6. To what extent also might Western opposition to particular cultural practices in non-Western countries be perceived as an extension of Western neocolonialism? Peoples throughout history have resisted norms of behavior imposed on them by the dominant societies of the world. The rise of the Maccabees in Judea during the second century BCE was a result of Greek insistence that Jews adhere to Greek ritual practices, while the Jewish revolt against Rome in 132CE was sparked by Roman attempts to ban the practice of circumcision. The rise of Islamic fundamentalism throughout the Middle East is in large part a reaction to Western economic and political dominance in the world. Our own revolution was caused by American colonists' resentment of British colonial domination. Has the U.S. now become the dominant power trying to impose its norms of behavior on the rest of the world? To what extent might our perceptions and policies regarding the rest of the world reflect our self interest rather than those of the people in Afghanistan and elsewhere, despite our statements to the contrary?

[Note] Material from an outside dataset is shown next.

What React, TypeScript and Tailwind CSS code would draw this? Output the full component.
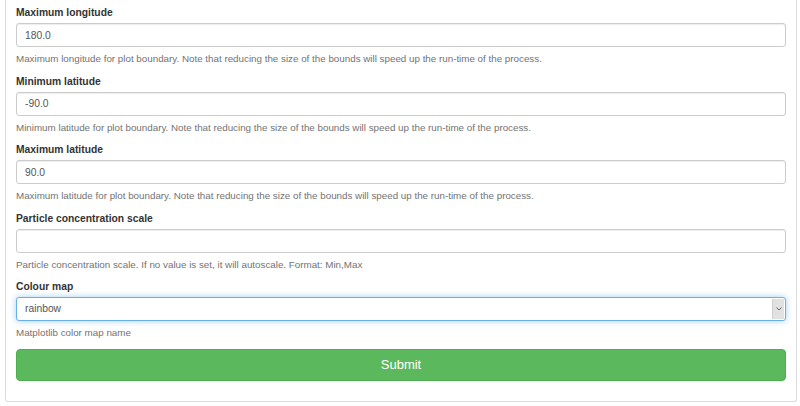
import React from 'react'

const fields = [
  {
    label: 'Maximum longitude',
    value: '180.0',
    help: 'Maximum longitude for plot boundary. Note that reducing the size of the bounds will speed up the run-time of the process.',
  },
  {
    label: 'Minimum latitude',
    value: '-90.0',
    help: 'Minimum latitude for plot boundary. Note that reducing the size of the bounds will speed up the run-time of the process.',
  },
  {
    label: 'Maximum latitude',
    value: '90.0',
    help: 'Maximum latitude for plot boundary. Note that reducing the size of the bounds will speed up the run-time of the process.',
  },
  {
    label: 'Particle concentration scale',
    value: '',
    help: 'Particle concentration scale. If no value is set, it will autoscale. Format: Min,Max',
  },
]

export default function App() {
  return (
    <div className="w-[800px] h-[406px] bg-white overflow-hidden font-['Liberation_Sans',Arial,sans-serif] text-[9.8px] text-[#333]">
      <div className="ml-[5px] w-[792px] border border-t-0 border-[#dcdcdc] rounded-b-[3px] px-[10px] pt-[5px] pb-[20px] bg-white">
        {fields.map((f) => (
          <div key={f.label} className="mb-[7.5px]">
            <label className="block font-bold text-[10.3px] leading-[15px] mb-[3px]">{f.label}</label>
            <input
              type="text"
              defaultValue={f.value}
              className="block w-full h-[24px] px-[8px] border border-[#ccc] rounded-[3px] bg-white text-[10.3px] text-[#555] outline-none shadow-[inset_0_1px_1px_rgba(0,0,0,0.075)]"
            />
            <p className="mt-[4px] leading-[15px] text-[#737373]">{f.help}</p>
          </div>
        ))}

        <div>
          <label className="block font-bold text-[10.3px] leading-[15px] mb-[3px]">Colour map</label>
          <div className="flex h-[24px] border border-[#66afe9] rounded-[3px] bg-white shadow-[0_0_6px_rgba(102,175,233,0.6)]">
            <div className="flex-1 flex items-center px-[8px] text-[10.3px] text-[#555]">rainbow</div>
            <div className="w-[12px] my-[1px] mr-[1px] bg-[#e1e1e1] border-l border-[#d0d0d0] flex items-center justify-center">
              <svg width="6" height="4" viewBox="0 0 6 4">
                <path d="M0.5 0.5 L3 3 L5.5 0.5" fill="none" stroke="#666" strokeWidth="1" />
              </svg>
            </div>
          </div>
          <p className="mt-[4px] leading-[15px] text-[#737373]">Matplotlib color map name</p>
        </div>

        <button
          type="button"
          className="mt-[9px] block w-full h-[32px] bg-[#5cb85c] border border-[#4cae4c] rounded-[4px] text-white text-[13px]"
        >
          Submit
        </button>
      </div>
    </div>
  )
}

Many Americans are critical of our behavior towards the Indians. The U.S. Government, with the help of various religious and social organizations, forced the Indians to abandon social and religious practices that were different from the American mainstream, even though they were important to the peoples themselves? We forced them to adopt the American way of life instead. Most Americans at the time believed that these policies were in the Indians' best interest. The Indians naturally resisted our pressures, and many Indians resent us today for our behavior then. Is our behavior with regard to non-Western peoples today substantially different from our behavior towards the Indians? Our perception of the behavior of peoples in other countries today, like our perceptions of Indians 100 years ago, is quite different from the perceptions held by the people themselves. This includes, for example, our attitudes towards population control and female circumcision (see North Waging Culture War against South), as well as our views of the role of women in Muslim society (see Jihad's Women, and Allure Must Be Covered). Westerners (including Americans) today are also just as convinced of the rightness of their perceptions and policies towards people in non-Western societies as were most Americans about the rightness of their behavior towards the Indians. And, like many Native Americans, millions of people throughout the world resent our claim of moral superiority and our insistence that they live by our standards, which is why people like Idi Amin, Sadam Hussein, Moammar Kaddafi and Osama bin Laden are often viewed as heroes in many parts of the developing world.